When choosing the location of the router, you should keep in mind that the Wi-Fi connection has problems passing through obstacles with materials such as metal, stone, or water, while other weaker materials such as wood do not pose much of a problem. It is, therefore, better to place it in a corridor surrounded by doors to each room than in the kitchen next to the refrigerator, which will act as a “barrier” for a good part of the signal.
Optimize antenna orientation
Router antennas do not emit waves with equal intensity in all directions but are dipoles, emitting a signal that is more like a doughnut that expands and reaches farther horizontally than vertically. Therefore, it is recommended that at least one of the antennas is vertical, pointing to the ceiling so that the signal spreads in the same horizontal plane, where the devices are usually located.
n routers with multiple antennas, it is advisable to alternate the orientation: with one antenna vertically and the other horizontally, to maximize the possibility that both the router and the device connected to it use the same polarization.
If your house has several floors or the location of your router is somewhat peculiar, the ideal is to try different configurations until you find the one that gives the best result. The golden rule is to remember that antennas are stronger at their sides than at their tips.
Change Wi-Fi channel
Nowadays most routers are “smart” enough to analyze the channels in use around them and switch to a less saturated one, although their choice is not always optimal. To analyze the saturation of channels around you, you can use an app like Wi-Fi Analyzer, which has a simple model that recommends the best channel for your Wi-Fi.
In Europe, the channels range from 1 to 13, operating between 2,401 and 2,483 MHz. With the help of a Wi-Fi Analyzer, you can determine which channel is less saturated and therefore will have less interference on your connection signal. With this information, you will have to go to the router’s administration panel to change the channel manually.
2.4 or 5GHz Wi-Fi: Choose which frequency suits you best
Nowadays it is most common for your Wi-Fi router to broadcast two Wi-Fi networks: a 2.4GHz and a 5GHz network. While it makes sense to connect to the more advanced 5GHz network whenever you can, this may not be the best choice in some circumstances.
On the one hand, the 5GHz network has less interference, which means a better signal and, as a bonus, supports faster connection speeds. However, the 5 GHz network has a shorter range, so if the router is relatively far away, you may be better off using the 2.4GHz network instead.
If in doubt, it is best to try connecting to the 2.4 GHz network and then to the 5 GHz network and check which one is more stable. As a general rule: if the router is nearby: 5 GHz; if not, 2.4 GHz.

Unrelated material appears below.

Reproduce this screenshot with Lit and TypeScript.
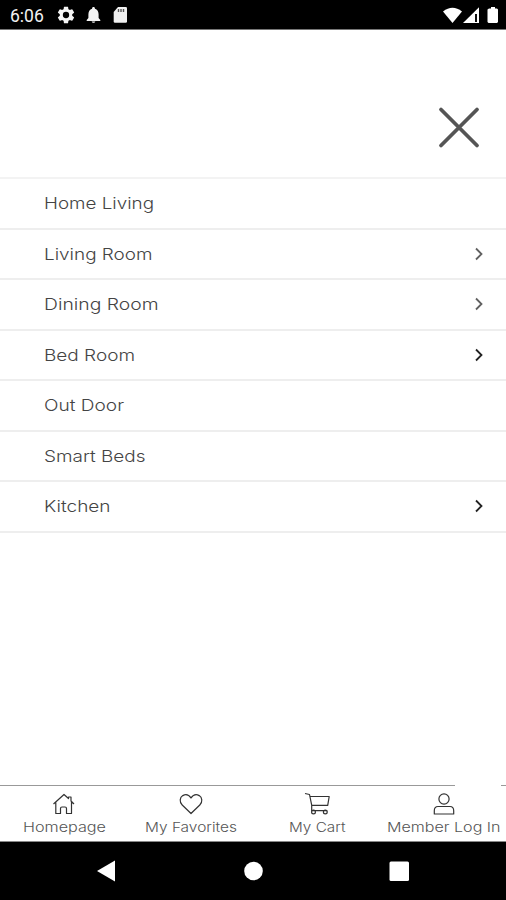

These are the differences between the two standards:
|CHANNELS||14 non-overlapping channels||25 non-overlapping channels|
|INTERFERENCE||More interference||Less interference|
|MAXIMUM SPEED||Less connection speed||More connection speed|
|NETWORK RANGE||Higher range||Lower rank|
|STANDARD||IEEE 802.11b, 802.11g, 802.11n
(B, G, and N)
|IEEE 802.11a, 802.11n, 802.11ac
(A, N, AC)
Upgrade rouer / access point firmware
As with applications or operating systems, the router software – called firmware – is updated from time to time with bug fixes and improvements. It is advisable to keep the router up to date to avoid exposing it to security problems.
The good news is that some routers update their firmware automatically, while on others you will need to access your control panel, go to the appropriate section (usually called Firmware update, Software update, or similar) and choose the file with the new version from your PC. A good place to download the latest firmware is from the official support page of the brand or your operator if it is the router that came with the connection.
Upgrade your wireless setup with PLC, Wi-Fi Mesh, or Repeaters
So far, everything we have mentioned does not simply go through the cash register, but there are some situations in which there will be no other choice. For example, if your house is very large and even with the most optimal placement of the router and its antennas the signal can’t reach all its ends correctly.
You will then need a way to amplify the Wi-Fi signal with the help of additional devices that take the current signal and “repeat” it so that it reaches where the router could not. These are your main options:
- An old router. If you have an old router around the house, you can recycle it to use it as an additional access point, connecting to the main router via cable -or Wi-Fi- and broadcasting another connection to reach other places in the house.
- PLC. A PLC allows you to use the home’s electrical network to carry the Internet from one place to another and visually looks like a plug. There are countless kits available with two devices: the one that “injects” the Internet into the electrical network and the extender, which takes it and repeats the Wi-Fi signal.
- Wi-Fi Mesh. Creating a Wi-Fi Mesh network is a good way to increase the connection signal. They are also sold in kits of two or more satellites, which communicate with each other to intelligently distribute the Wi-Fi connection throughout the house.
- Wi-Fi repeater. A Wi-Fi repeater (or Wi-Fi amplifier) is somewhat simpler: it is a device that takes a Wi-Fi connection and repeats it with more power. They are usually small, sometimes include an antenna, and most often plug directly into a power outlet.
Improve your equipment
It is an open secret that the routers that come with your Internet connection are not the best on the market, with a few exceptions. If you notice that the connection sometimes gets completely blocked and the router seems to overheat excessively, you may need a better router. Not only that, but getting a router with the latest technologies, such as Wi-Fi 6, opens the door to taking advantage of the latest improvements in efficiency and congested network management.
Of course, to take advantage of the latest connectivity technologies you need both your router and the devices that connect to it to support them, and this may not always be the case, especially with older PCs. A good solution in this regard is to buy a USB Wi-Fi connector, which you can find for as little as $10.
If in doubt, reboot
Everyone has a bad day, even routers. Sometimes the easiest way to stop the router from behaving erratically is to reboot it by following the mantra of turning it off, waiting a few seconds, and then turning it back on. If it is very hot, it may be advisable to give it a break for several minutes to take a breather.